WHAT NEEDS TO BE DONE » Every line below must be reproduced exactly. Copy them all.

SUPPLIED INFORMATION »
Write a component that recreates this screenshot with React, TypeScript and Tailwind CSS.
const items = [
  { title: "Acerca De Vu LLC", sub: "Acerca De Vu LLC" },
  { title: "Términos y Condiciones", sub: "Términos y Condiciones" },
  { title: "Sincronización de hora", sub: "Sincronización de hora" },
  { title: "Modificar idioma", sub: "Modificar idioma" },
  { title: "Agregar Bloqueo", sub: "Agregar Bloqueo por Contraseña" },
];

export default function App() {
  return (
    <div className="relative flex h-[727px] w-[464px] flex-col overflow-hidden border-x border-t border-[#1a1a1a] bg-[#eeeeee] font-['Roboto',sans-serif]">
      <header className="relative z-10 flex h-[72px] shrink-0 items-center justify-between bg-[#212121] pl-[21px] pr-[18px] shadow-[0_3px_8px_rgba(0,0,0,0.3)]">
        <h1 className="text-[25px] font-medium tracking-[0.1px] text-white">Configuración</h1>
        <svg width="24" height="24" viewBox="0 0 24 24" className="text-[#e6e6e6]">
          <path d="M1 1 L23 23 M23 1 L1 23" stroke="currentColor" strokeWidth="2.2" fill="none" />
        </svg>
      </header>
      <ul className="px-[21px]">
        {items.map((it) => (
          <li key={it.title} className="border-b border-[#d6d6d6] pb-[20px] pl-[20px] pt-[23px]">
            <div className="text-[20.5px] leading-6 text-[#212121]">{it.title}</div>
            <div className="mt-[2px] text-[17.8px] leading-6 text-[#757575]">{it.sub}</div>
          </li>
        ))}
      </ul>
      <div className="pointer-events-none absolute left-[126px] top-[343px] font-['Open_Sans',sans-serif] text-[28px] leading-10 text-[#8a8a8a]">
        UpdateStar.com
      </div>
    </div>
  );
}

WORKED ANSWER »
Write a component that recreates this screenshot with React, TypeScript and Tailwind CSS.
const items = [
  { title: "Acerca De Vu LLC", sub: "Acerca De Vu LLC" },
  { title: "Términos y Condiciones", sub: "Términos y Condiciones" },
  { title: "Sincronización de hora", sub: "Sincronización de hora" },
  { title: "Modificar idioma", sub: "Modificar idioma" },
  { title: "Agregar Bloqueo", sub: "Agregar Bloqueo por Contraseña" },
];

export default function App() {
  return (
    <div className="relative flex h-[727px] w-[464px] flex-col overflow-hidden border-x border-t border-[#1a1a1a] bg-[#eeeeee] font-['Roboto',sans-serif]">
      <header className="relative z-10 flex h-[72px] shrink-0 items-center justify-between bg-[#212121] pl-[21px] pr-[18px] shadow-[0_3px_8px_rgba(0,0,0,0.3)]">
        <h1 className="text-[25px] font-medium tracking-[0.1px] text-white">Configuración</h1>
        <svg width="24" height="24" viewBox="0 0 24 24" className="text-[#e6e6e6]">
          <path d="M1 1 L23 23 M23 1 L1 23" stroke="currentColor" strokeWidth="2.2" fill="none" />
        </svg>
      </header>
      <ul className="px-[21px]">
        {items.map((it) => (
          <li key={it.title} className="border-b border-[#d6d6d6] pb-[20px] pl-[20px] pt-[23px]">
            <div className="text-[20.5px] leading-6 text-[#212121]">{it.title}</div>
            <div className="mt-[2px] text-[17.8px] leading-6 text-[#757575]">{it.sub}</div>
          </li>
        ))}
      </ul>
      <div className="pointer-events-none absolute left-[126px] top-[343px] font-['Open_Sans',sans-serif] text-[28px] leading-10 text-[#8a8a8a]">
        UpdateStar.com
      </div>
    </div>
  );
}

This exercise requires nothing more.